Which RNA-seq unit should be used in machine learning models?
2
2
Entering edit mode
4.2 years ago
darklings ▴ 480

I want to train a binary classifier using cancer RNA-seq data. After differential expression analysis, I selected some top DEGs as features for glmnet training, however the performances were quite bad, I think this may be due to tumor heterogeneity.

Therefore I plan to do feature engineering, like using the sum of expression values of genes in one pathway as one feature.

I saw some paper used the raw counts (but microarray data) and some paper used normalized RNA-Seq counts. I feel a bit confused, what kind of counts should be added up here? raw counts? TPM or CPM or log-CPM? need to do normalization like TMM? or depends on which algorithm?

RNA-Seq machine learning counts • 3.5k views
0
Entering edit mode

Please note that selecting your genes using DE analysis and performing machine learning is a common mistake and widely refuted approach in ML community. Please use all your genes in your classifier without selection. For more detail, see: (Ambroise et al. ‎2002) https://doi.org/10.1073/pnas.102102699

0
Entering edit mode

Well I can't get your conclusion from this paper, it just says it's important to correct the selection bias and the testing data should be independent from the gene selection procedure. The problem proposed by them is due to the fact that sample sizes of datasets are often not big enough back to early 2000s, I think.

Actually the performance of a ML model using all genes is usually much worse than that using gene selection in my experience.

4
Entering edit mode
3.6 years ago
darklings ▴ 480

I also found this post: Difference between CPM and TPM and which one for downstream analysis?.

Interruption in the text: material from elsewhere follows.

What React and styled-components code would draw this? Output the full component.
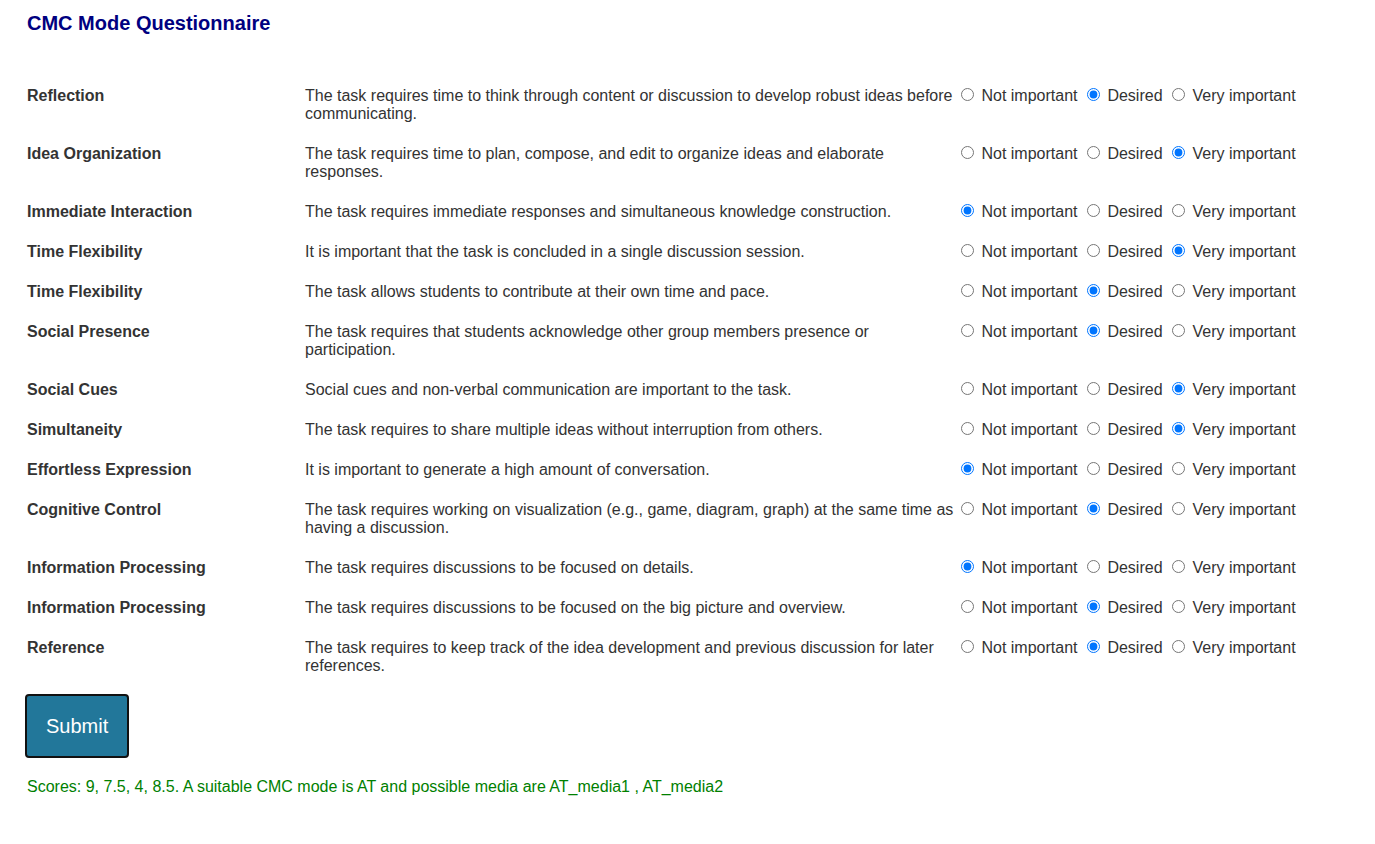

The answers say TPM is better than CPM since TPM accounts for transcript length differences including more information, while the better one is values after normalization and transformation using vst or rlog.

0
Entering edit mode

In a library prep that is biased towards one end of the transcript, transcript length won't affect the number of read counts you get, so correcting for it would be wrong.

1
Entering edit mode
4.2 years ago
darklings ▴ 480

I found the posts:

FPKM or rlog from DEseq2 for machine learning analysis

Log expression for machine learning input

The cross-sample normalized log counts were recommended for downstream machine learning techniques, however I need to add the counts of sets of genes as features, maybe I can add the tpm values within one sample then do the between sample normalization rather than just sum the log values?

1
Entering edit mode

Agreed - something which is normalized for feature length, sequencing depth and log transformed (to be approximately normal distributed). Furthermore a lot of ML methods require scaled (both center and variance) data.

Please also note at most ML methods cannot handle highly correlated data (which RNASeq data is) so you either need to use a method that can handle that, remove them prior to analysis or transform the data.

0
Entering edit mode

Thanks for the reminder, but what should be removed priorly for highly correlated data?

0
Entering edit mode

For highly correlated genes you should only keep 1 of them - but I would suggest transformation instead.